Source: Lonely Planet
Monday 30 August 2021 13:41:42
With travel picking up again in Italy, Venice is once more mulling ways to limit the number of tourists allowed inside the city by moving ahead with plans to introduce an entry fee for visitors next summer.
For a long time now, the lagoon city has been concerned with finding ways to reduce overcrowding while also making sure that both residents and tourists can enjoy all that Venice has to offer. The latest solution dates back to 2018 when the local administration decided that all visitors would be charged an entry fee ranging from €3 to €10—a scheme that was meant to be implemented last summer but was put on hold because of the pandemic.
According to local media, that scheme will now be introduced in summer 2022 and it would require visitors to book and pay their fee in advance. The fee would be paired to electronic turnstiles located at Venice's main access points to help regulate the access of tourists to the city. All residents, workers and students that need to enter Venice on a daily basis would have the virtual key to the turnstiles through an app on their smartphones, and tourists would fill the remaining spots each day by booking their entrance.

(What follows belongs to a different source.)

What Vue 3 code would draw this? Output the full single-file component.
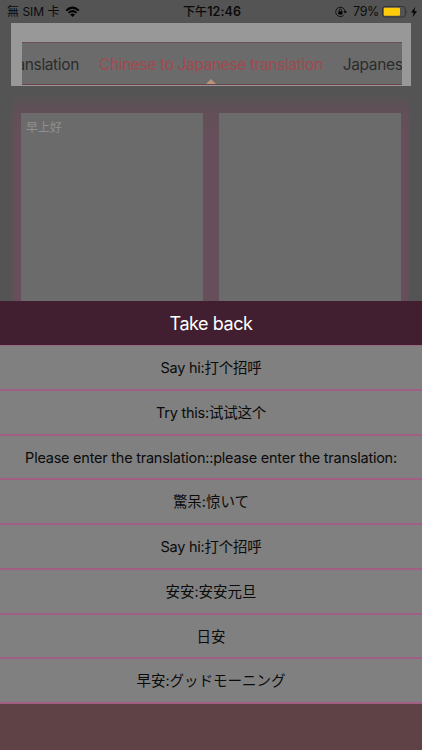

Prices will start from €3 in low season and could increase to €10 in high-season. Residents and their relatives, children under six and people staying in local hotels will not have to pay an entry fee. The move is aimed at day-trippers instead.
The Times reports that the council approved the plan last week and the administration is keen to move ahead after years of postponing it. It comes as visitor numbers increase again, with 80,000 people a day visiting in late summer, according to the newspaper.
And in what might just be a first step in the push to reinvent and regulate mass tourism, Venice formally banned cruise ships from the historic city center in April after UNESCO warned the city about the "damage caused by a steady stream of cruise ships."